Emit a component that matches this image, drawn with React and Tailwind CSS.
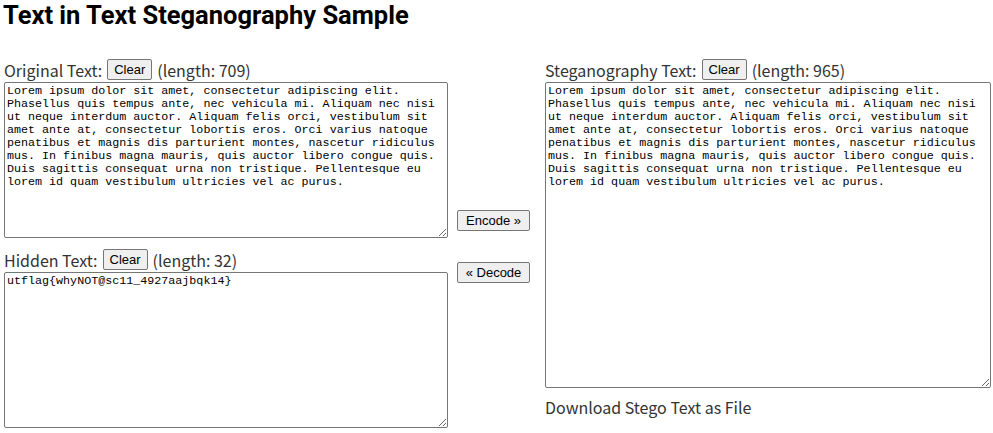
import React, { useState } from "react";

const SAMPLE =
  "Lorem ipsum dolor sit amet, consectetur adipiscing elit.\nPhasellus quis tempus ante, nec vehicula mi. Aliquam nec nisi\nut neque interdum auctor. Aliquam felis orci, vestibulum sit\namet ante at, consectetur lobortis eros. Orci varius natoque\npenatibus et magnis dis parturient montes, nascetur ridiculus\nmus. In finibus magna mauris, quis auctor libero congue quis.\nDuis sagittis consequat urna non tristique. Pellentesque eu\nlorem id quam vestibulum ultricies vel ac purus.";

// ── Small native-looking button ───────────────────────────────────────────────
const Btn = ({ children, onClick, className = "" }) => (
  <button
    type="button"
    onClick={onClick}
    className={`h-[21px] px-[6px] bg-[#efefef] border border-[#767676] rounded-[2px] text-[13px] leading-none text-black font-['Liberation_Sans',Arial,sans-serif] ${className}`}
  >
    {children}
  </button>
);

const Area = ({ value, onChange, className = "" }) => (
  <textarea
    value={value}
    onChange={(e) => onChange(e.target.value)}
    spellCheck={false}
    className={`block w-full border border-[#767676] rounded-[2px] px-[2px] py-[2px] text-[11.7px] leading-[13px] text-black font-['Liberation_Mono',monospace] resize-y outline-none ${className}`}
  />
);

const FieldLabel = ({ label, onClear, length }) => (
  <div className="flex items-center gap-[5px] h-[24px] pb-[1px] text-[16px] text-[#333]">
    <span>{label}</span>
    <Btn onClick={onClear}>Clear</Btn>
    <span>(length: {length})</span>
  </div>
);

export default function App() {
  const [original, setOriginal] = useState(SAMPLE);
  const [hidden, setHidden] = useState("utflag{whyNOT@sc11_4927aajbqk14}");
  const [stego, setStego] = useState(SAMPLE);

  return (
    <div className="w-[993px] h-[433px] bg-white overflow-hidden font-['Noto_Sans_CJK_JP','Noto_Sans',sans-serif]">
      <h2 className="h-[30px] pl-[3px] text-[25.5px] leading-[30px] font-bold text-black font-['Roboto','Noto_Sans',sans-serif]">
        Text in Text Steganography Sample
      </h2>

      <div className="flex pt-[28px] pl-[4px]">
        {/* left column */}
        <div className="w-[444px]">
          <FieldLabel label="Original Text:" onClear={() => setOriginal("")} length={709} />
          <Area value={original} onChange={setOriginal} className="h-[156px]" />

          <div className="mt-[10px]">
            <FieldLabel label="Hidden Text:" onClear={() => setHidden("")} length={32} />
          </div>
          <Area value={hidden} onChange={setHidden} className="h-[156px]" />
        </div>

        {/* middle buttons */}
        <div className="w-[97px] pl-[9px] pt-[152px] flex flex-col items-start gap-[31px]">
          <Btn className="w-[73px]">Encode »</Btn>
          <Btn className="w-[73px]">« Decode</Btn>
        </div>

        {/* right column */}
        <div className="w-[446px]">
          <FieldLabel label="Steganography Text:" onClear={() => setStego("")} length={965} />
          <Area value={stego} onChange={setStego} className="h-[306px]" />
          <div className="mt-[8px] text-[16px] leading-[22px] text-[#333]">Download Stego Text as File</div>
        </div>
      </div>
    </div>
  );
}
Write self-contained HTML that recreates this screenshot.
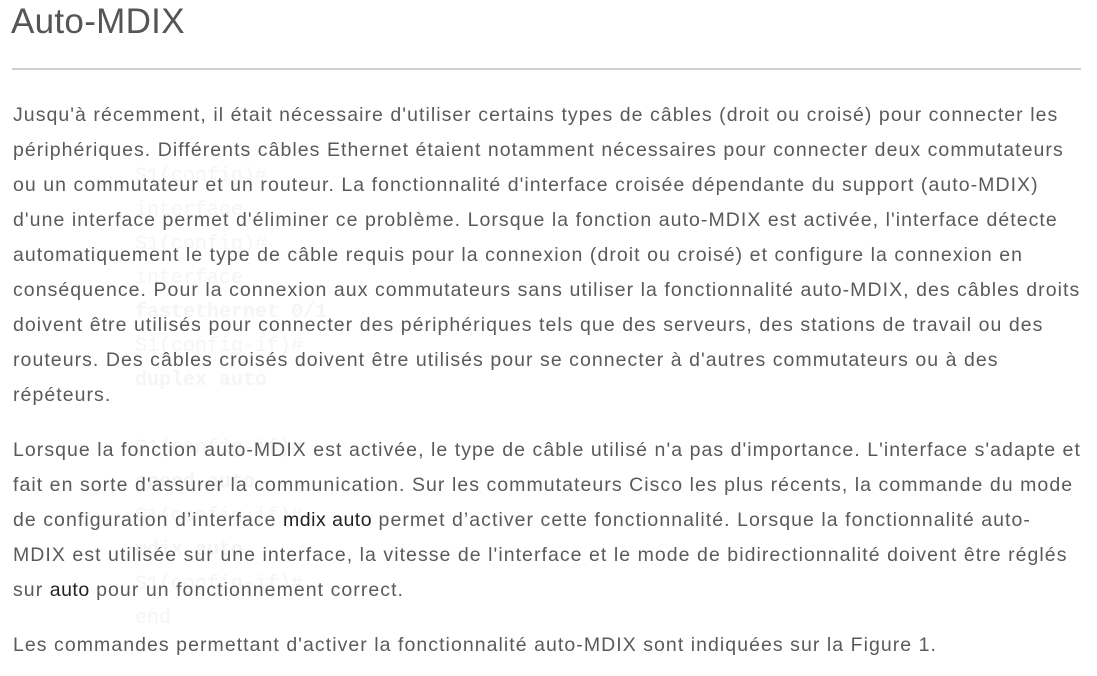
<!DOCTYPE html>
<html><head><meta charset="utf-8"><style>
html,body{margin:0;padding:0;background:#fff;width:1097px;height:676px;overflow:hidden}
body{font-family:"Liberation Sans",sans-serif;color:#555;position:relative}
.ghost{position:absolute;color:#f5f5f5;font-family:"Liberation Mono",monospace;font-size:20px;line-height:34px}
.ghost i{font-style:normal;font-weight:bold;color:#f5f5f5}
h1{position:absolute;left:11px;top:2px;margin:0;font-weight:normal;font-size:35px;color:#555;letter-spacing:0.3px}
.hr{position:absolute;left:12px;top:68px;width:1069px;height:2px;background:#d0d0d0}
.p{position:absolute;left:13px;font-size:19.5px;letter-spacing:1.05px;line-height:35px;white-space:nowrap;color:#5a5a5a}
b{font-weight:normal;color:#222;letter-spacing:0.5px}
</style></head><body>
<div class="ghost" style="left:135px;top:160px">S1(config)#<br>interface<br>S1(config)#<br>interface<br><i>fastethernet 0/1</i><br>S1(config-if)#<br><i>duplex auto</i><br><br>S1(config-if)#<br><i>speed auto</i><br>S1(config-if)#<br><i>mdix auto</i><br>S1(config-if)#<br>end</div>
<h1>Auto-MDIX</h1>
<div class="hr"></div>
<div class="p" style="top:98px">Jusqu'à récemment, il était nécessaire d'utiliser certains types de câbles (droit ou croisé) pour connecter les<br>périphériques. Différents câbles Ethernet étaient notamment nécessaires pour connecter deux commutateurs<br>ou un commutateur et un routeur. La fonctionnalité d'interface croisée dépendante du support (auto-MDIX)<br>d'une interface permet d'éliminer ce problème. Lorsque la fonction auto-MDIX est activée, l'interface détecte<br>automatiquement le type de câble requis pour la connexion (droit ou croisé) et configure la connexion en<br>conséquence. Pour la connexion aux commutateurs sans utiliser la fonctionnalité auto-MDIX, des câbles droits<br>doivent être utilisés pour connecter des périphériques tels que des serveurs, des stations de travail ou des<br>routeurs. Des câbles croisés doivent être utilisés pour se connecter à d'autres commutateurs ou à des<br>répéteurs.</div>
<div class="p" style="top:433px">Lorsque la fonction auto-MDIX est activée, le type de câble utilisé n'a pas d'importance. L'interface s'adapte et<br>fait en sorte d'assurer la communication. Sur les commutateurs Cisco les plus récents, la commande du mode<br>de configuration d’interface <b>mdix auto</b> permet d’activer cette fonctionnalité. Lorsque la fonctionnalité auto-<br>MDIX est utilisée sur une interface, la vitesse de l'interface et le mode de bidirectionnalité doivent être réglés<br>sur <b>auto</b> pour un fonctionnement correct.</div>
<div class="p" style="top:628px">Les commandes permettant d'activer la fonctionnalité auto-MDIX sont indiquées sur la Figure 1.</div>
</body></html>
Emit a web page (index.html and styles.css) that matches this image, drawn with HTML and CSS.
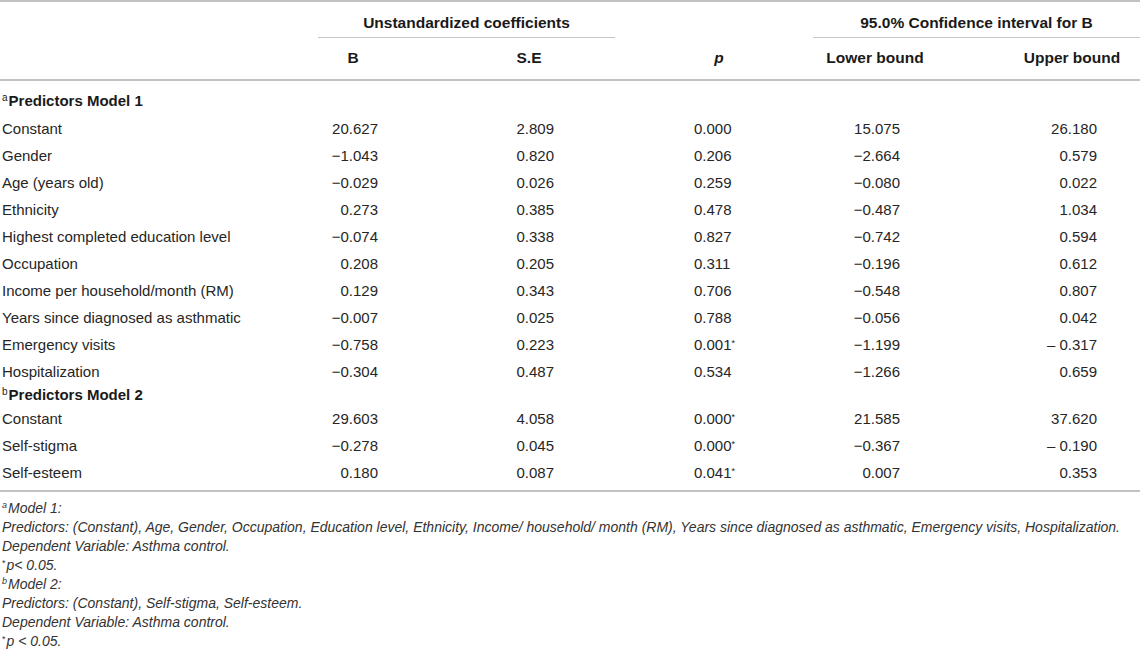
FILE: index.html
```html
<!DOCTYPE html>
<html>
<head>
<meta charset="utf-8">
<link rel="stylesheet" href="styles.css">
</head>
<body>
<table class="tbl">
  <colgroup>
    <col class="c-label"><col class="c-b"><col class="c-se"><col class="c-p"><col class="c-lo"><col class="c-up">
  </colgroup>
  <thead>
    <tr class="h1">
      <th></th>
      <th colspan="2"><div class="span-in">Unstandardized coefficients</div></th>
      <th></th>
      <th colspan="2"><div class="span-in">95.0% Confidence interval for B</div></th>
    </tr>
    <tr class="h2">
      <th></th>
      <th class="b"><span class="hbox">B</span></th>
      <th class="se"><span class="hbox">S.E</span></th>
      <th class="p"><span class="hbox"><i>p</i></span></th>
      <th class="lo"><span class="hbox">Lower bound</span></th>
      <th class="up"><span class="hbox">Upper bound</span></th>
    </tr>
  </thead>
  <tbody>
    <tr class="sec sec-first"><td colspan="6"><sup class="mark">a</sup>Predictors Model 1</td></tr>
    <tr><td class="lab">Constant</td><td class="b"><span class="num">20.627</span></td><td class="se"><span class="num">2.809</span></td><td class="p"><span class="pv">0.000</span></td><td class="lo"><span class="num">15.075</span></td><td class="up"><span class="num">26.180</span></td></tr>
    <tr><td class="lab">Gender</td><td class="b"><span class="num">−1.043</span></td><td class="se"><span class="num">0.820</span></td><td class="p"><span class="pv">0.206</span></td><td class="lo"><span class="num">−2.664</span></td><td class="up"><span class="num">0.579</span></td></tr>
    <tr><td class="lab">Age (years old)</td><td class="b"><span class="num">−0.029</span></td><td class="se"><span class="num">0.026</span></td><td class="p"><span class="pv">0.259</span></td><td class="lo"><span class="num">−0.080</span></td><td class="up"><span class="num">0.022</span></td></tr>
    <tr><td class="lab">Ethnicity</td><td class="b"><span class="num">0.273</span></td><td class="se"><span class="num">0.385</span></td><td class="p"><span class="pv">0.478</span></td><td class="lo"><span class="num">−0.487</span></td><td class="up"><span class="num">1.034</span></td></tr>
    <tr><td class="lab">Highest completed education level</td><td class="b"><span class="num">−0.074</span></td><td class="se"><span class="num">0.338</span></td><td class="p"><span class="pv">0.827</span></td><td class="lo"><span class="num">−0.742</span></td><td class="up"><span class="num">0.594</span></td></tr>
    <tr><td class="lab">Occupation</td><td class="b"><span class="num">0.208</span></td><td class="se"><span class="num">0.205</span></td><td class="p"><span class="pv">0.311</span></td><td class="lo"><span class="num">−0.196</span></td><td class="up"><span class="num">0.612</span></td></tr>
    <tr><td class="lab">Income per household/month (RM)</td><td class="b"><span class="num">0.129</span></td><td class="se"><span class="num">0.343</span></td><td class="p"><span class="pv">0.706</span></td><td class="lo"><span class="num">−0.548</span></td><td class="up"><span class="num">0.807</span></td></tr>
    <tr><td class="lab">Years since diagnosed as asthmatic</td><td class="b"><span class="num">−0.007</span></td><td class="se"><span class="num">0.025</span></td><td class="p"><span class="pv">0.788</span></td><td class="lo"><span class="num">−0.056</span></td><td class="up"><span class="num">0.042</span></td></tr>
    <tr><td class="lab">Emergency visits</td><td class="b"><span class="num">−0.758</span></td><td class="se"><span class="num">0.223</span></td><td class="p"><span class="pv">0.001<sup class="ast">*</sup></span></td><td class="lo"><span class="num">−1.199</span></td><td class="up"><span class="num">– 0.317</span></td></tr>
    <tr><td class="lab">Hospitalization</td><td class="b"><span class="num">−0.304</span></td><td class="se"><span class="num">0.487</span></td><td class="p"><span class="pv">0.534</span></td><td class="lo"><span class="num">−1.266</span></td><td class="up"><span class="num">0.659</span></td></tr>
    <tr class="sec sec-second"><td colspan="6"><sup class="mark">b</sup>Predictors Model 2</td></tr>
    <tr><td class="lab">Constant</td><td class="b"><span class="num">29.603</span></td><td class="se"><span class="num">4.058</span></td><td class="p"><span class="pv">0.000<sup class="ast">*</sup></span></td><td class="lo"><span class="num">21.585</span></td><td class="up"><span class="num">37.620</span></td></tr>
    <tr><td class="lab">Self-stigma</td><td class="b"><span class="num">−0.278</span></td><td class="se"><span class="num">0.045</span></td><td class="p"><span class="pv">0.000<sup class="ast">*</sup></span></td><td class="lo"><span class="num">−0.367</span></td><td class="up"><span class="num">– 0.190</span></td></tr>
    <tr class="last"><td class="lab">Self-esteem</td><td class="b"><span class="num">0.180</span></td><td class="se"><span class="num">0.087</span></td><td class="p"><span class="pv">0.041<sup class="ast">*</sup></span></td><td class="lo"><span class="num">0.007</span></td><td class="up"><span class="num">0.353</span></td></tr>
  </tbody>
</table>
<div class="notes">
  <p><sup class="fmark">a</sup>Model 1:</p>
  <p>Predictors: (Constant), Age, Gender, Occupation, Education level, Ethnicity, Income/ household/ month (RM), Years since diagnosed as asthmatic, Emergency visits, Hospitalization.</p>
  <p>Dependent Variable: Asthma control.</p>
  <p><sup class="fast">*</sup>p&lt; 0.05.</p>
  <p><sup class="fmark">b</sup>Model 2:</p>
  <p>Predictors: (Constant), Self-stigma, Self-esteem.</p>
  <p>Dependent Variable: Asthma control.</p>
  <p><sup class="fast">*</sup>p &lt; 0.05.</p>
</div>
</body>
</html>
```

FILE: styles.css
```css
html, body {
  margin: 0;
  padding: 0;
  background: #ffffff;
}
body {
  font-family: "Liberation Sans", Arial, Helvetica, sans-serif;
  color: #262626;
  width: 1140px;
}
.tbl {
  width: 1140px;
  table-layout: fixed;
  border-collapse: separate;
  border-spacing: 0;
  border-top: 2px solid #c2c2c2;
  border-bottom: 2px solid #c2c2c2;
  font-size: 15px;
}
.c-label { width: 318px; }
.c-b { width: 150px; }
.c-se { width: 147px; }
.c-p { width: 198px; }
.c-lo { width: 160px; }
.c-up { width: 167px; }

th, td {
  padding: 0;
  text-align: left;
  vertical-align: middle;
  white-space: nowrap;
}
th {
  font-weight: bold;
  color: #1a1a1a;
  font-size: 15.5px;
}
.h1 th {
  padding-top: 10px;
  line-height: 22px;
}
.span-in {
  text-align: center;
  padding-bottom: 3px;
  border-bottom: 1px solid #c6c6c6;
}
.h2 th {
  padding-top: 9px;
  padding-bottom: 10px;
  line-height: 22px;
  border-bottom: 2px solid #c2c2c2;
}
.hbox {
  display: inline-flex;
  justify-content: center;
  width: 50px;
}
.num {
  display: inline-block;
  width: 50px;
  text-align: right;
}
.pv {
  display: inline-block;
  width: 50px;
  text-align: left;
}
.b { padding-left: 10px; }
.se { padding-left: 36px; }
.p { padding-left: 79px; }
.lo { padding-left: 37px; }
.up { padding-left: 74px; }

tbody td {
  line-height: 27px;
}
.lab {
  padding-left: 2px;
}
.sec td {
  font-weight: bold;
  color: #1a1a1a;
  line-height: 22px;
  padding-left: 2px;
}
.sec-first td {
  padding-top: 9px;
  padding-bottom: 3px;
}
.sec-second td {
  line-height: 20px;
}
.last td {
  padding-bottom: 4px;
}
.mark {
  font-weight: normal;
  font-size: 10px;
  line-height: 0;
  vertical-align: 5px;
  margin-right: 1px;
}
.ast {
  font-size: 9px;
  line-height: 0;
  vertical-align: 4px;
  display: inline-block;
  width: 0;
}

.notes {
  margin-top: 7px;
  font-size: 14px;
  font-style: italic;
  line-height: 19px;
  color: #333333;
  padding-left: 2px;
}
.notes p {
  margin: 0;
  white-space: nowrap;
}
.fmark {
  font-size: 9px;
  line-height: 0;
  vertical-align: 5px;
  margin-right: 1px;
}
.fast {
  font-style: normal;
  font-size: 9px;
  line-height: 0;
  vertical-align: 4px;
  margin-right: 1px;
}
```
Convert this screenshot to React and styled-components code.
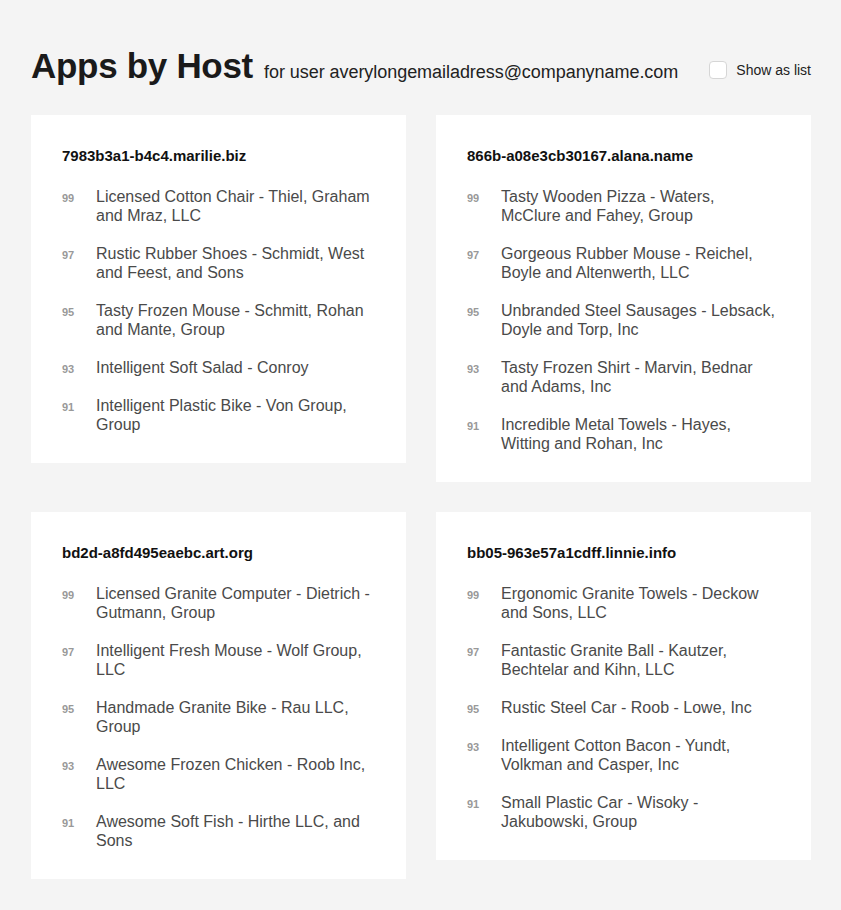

-*-*-

Short task »
Across the entries above, how many lines contain "with"? Provide only the count.

The result »
2